Task instructions: Lines holding the string "React" are the ones to copy from this listing.

Given material:
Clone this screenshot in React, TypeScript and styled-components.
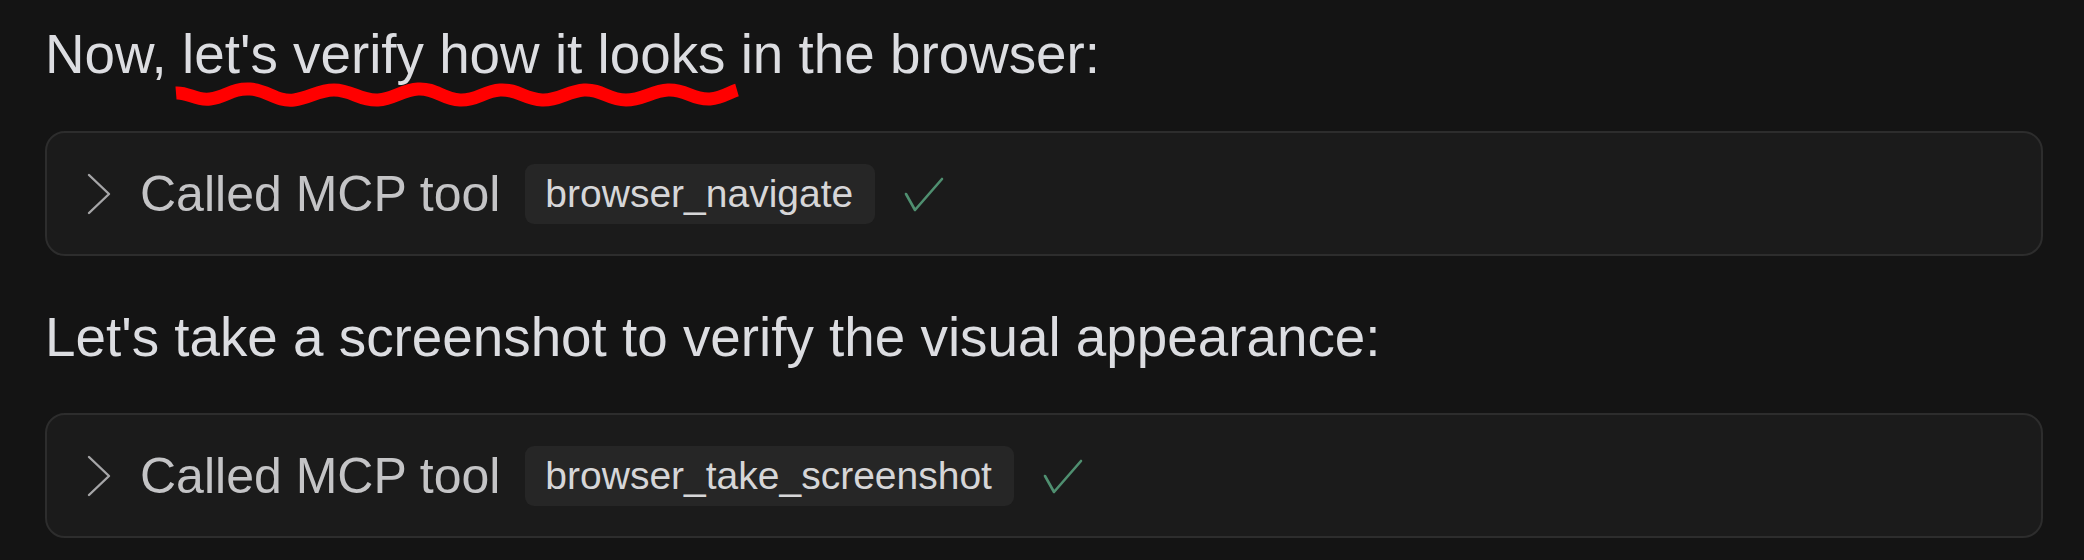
import React from 'react';
import styled, { createGlobalStyle } from 'styled-components';

const GlobalStyle = createGlobalStyle`
  html, body {
    margin: 0;
    padding: 0;
    background: #141414;
  }
`;

const Page = styled.div`
  min-height: 560px;
  box-sizing: border-box;
  padding: 22px 41px 0 45px;
  background: #141414;
  font-family: 'Liberation Sans', Arial, sans-serif;
`;

const Message = styled.p<{ $gap: number }>`
  position: relative;
  margin: 0 0 ${(p) => p.$gap}px 0;
  font-size: 54.8px;
  line-height: 65px;
  color: #dcdde1;
  white-space: nowrap;
`;

const Scribble = styled.svg`
  position: absolute;
  left: 125px;
  top: 55px;
  overflow: visible;
  pointer-events: none;
`;

const ToolCard = styled.div<{ $gap: number }>`
  box-sizing: border-box;
  height: 125px;
  margin-bottom: ${(p) => p.$gap}px;
  display: flex;
  align-items: center;
  padding-left: 39px;
  background: #1b1b1b;
  border: 2px solid #2d2d2d;
  border-radius: 20px;
`;

const Chevron = styled.svg`
  flex: none;
  margin-right: 28px;
`;

const Label = styled.span`
  font-size: 50px;
  color: #c4c4c6;
  margin-right: 25px;
`;

const ToolBadge = styled.span`
  display: inline-flex;
  align-items: center;
  height: 60px;
  padding: 0 22px 0 20px;
  border-radius: 9px;
  background: #262626;
  font-size: 39px;
  color: #d6d6d8;
  margin-right: 29px;
`;

const Check = styled.svg`
  flex: none;
`;

function ToolCall({ name, gap }: { name: string; gap: number }) {
  return (
    <ToolCard $gap={gap}>
      <Chevron width="26" height="44" viewBox="0 0 26 44">
        <polyline points="3,3 23,22 3,41" fill="none" stroke="#a6a6a8" strokeWidth="2.4" strokeLinecap="round" strokeLinejoin="round" />
      </Chevron>
      <Label>Called MCP tool</Label>
      <ToolBadge>{name}</ToolBadge>
      <Check width="40" height="36" viewBox="0 0 40 36">
        <polyline points="2,18 11,34 38,3" fill="none" stroke="#4f8f70" strokeWidth="2.6" strokeLinecap="round" strokeLinejoin="round" />
      </Check>
    </ToolCard>
  );
}

export default function App() {
  return (
    <>
      <GlobalStyle />
      <Page>
        <Message $gap={44}>
          Now, let's verify how it looks in the browser:
          <Scribble width="580" height="40" viewBox="0 0 580 40">
            <path
              d="M6,16 C18,15 26,24 40,22 C56,20 62,11 80,12 C98,13 106,25 124,23 C140,21 148,13 164,13 C182,13 190,24 208,23 C224,22 232,13 248,12 C266,11 272,22 290,23 C306,24 314,14 330,13 C348,12 354,22 372,23 C388,24 398,14 414,13 C432,12 438,23 456,23 C472,23 482,14 498,13 C516,12 522,23 540,22 C552,21 560,15 567,13"
              fill="none"
              stroke="#ff0000"
              strokeWidth="13"
              strokeLinejoin="round"
            />
          </Scribble>
        </Message>
        <ToolCall name="browser_navigate" gap={49} />
        <Message $gap={43}>Let's take a screenshot to verify the visual appearance:</Message>
        <ToolCall name="browser_take_screenshot" gap={0} />
      </Page>
    </>
  );
}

Response to this exercise:
Clone this screenshot in React, TypeScript and styled-components.
import React from 'react';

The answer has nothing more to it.